«Бессловесная, тёмная женщина сделалась на время поэтессой. За всю свою жизнь она не имела даже отдалённого отношения к стихам, и вот заговорила стихами. Всему виною её четырёхмесячный Санька, который лежит нагишом у неё на постели, пуская изо рта пузыри». И дальше: «Удивительно, что почти каждую мать охватывает… внезапная страсть к ритмичным, стиховым излияниям… особенно в такие часы, когда она остаётся с ребёнком одна».

Это — Чуковский. На собственном опыте убеждаюсь: возраст самовозникновения стихов — не только 17—18 лет, а и время, когда растёт твой ребёнок. Время жизни с малышом. Когда — удивительно — разговаривают цветы, поют птицы, откуда-то льётся музыка, а из тебя — стихотворные или песенные рифмы, то и дело скрашивающие повседневное общение с ребёнком. Наверное, рядом с каждой мамой — ангел поэтичного разговора.

И думается: народ создал ранний детский фольклор («исходя из своей педагогической мудрости, многолетних наблюдений», как поясняют книжные комментарии), или детский фольклор сам, не мудрствуя лукаво, естественно излился из народа? Вот ведь как происходит в жизни…

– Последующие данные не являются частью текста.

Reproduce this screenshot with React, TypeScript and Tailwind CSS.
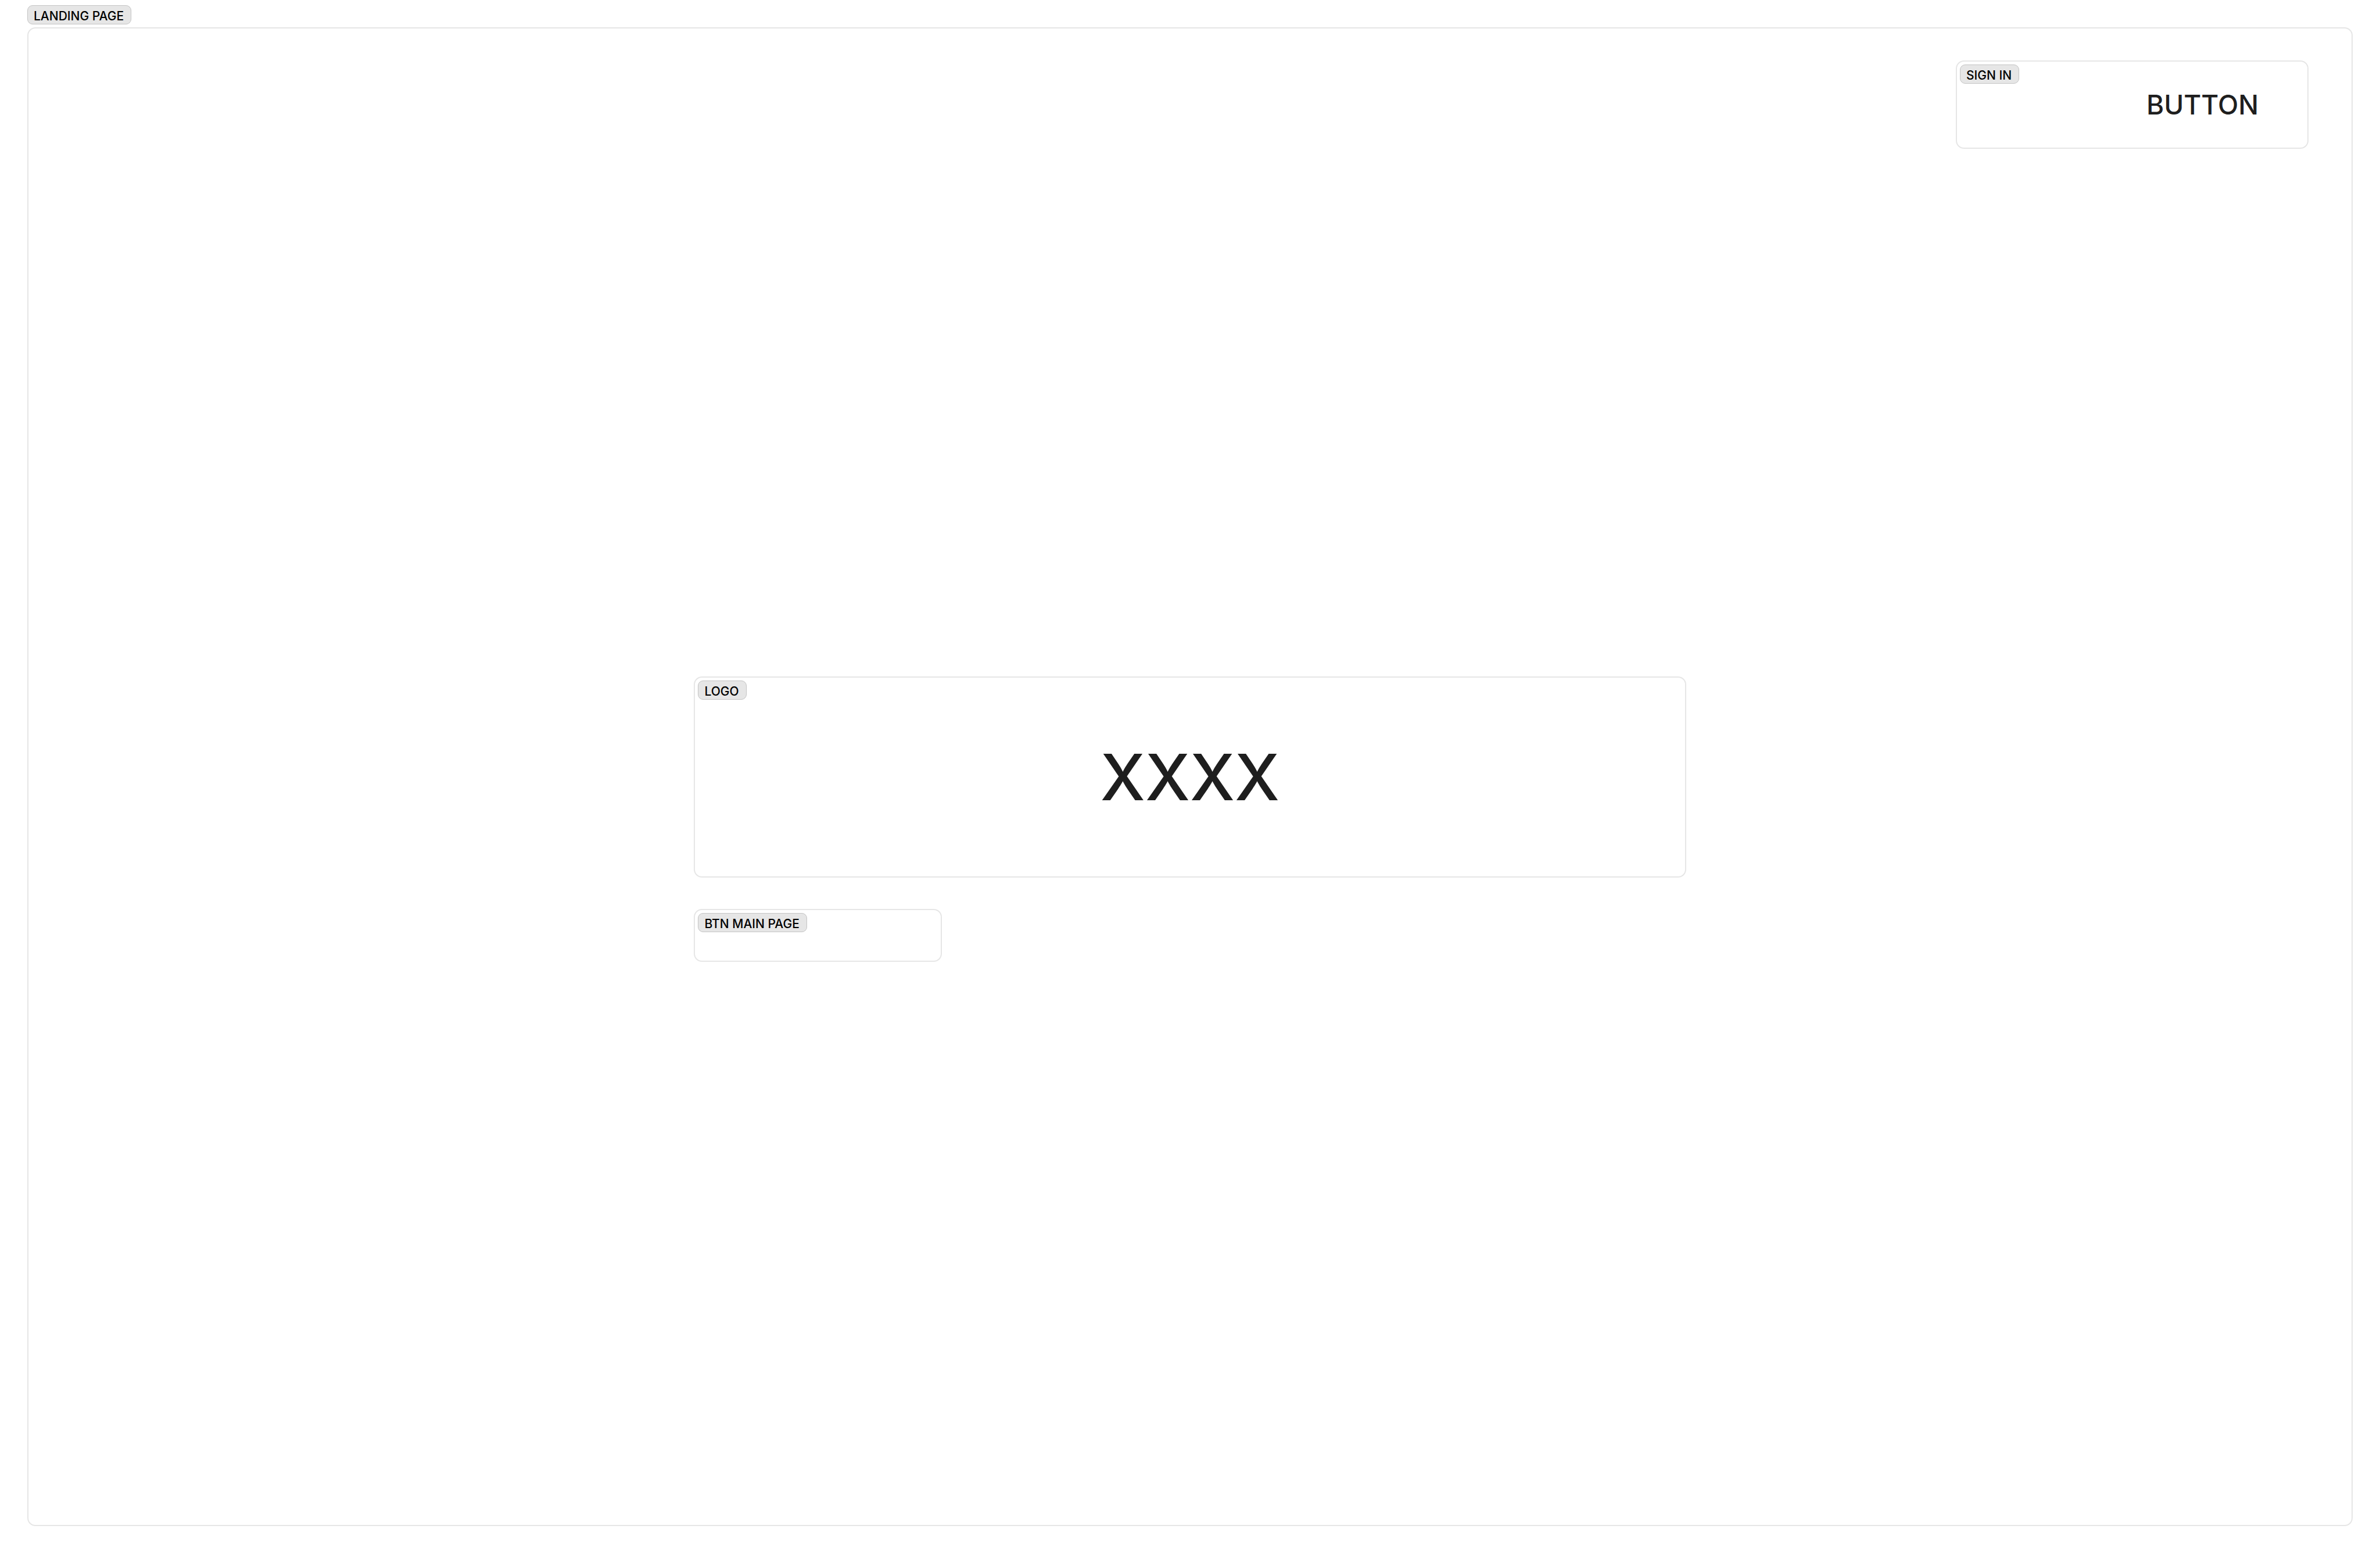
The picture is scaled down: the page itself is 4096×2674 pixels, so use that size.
import type { ReactNode } from "react";

function Tag({ children }: { children: ReactNode }) {
  return (
    <span className="inline-flex h-[33px] items-center whitespace-nowrap rounded-[9px] border border-[#c4c4c4] bg-[#e6e6e6] pt-[4px] pr-[12px] pl-[10px] text-[21px] leading-[27px] font-medium text-black">
      {children}
    </span>
  );
}

const frame = "rounded-[14px] border-2 border-[#e6e6e6] bg-white";

export default function App() {
  return (
    <div className="flex min-h-screen flex-col gap-[5px] bg-white px-[47px] pt-[9px] pb-[48px] font-['Inter',sans-serif]">
      <h1 className="flex">
        <Tag>LANDING PAGE</Tag>
      </h1>

      <main className={`grid grow grid-rows-[1fr_auto_1fr] ${frame}`}>
        <header className="flex items-start justify-end px-[74px] pt-[55px] pb-[38px]">
          <section
            aria-labelledby="sign-in"
            className={`relative flex w-[607px] max-w-full items-center justify-end px-[84px] py-[44px] ${frame}`}
          >
            <h2 id="sign-in" className="absolute top-[5px] left-[5px] flex">
              <Tag>SIGN IN</Tag>
            </h2>
            <button type="button" className="text-[46px] leading-[60px] font-medium text-[#1e1e1e]">
              BUTTON
            </button>
          </section>
        </header>

        <section
          aria-labelledby="logo"
          className={`relative flex w-[42.7%] items-center justify-center justify-self-center py-[102px] ${frame}`}
        >
          <h2 id="logo" className="absolute top-[5px] left-[5px] flex">
            <Tag>LOGO</Tag>
          </h2>
          <p className="text-[110px] leading-[138px] font-medium text-[#1e1e1e]">XXXX</p>
        </section>

        <div className="flex w-[42.7%] items-start justify-self-center pt-[54px]">
          <button type="button" className={`flex w-1/4 items-start px-[5px] pt-[5px] pb-[49px] ${frame}`}>
            <Tag>BTN MAIN PAGE</Tag>
          </button>
        </div>
      </main>
    </div>
  );
}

Малыша надо куда-то отвести, например, в кухню, а он сидит, чем-то увлечён. Конечно, можно быть мамой терпеливой и подождать 15—20 минут, пока он закончит. Можно быть мамой дисциплины и предупредить: «Заканчивай». А можно быть мамой вальдорфской, запеть обеденную песенку, и тогда ребенок повернется: «Каша!» — вот он уже и переключился. Ну а получается вдруг так: подаёшь свои пальцы ему в кулачки, поднимаешь на ножки — и начали: малыш впереди, мама — следом, цель — кухня:

Топ, топ,
Топ да топ!
Это кто идет?
Это что за народ?
Всё вперёд и вперед.
Это Мишенька,
Мой сынишенька.
Вот и прибыли.

В возрасте 1—1,5 лет молочное — любимая пища малыша. Кормишь ребёнка с ложечки, а сам ясно видишь мирно пасущуюся корову среди поля, яркую зелень травы, весь этот светлый, тихий пейзаж. И ощущаешь льющуюся изнутри благодарность за то, что коровушка помогает тебе кормить малыша, что пища ребёнку вкусна, — благодарность за этот дар, пришедший от такого беско­рыстного и умиротворённого мира.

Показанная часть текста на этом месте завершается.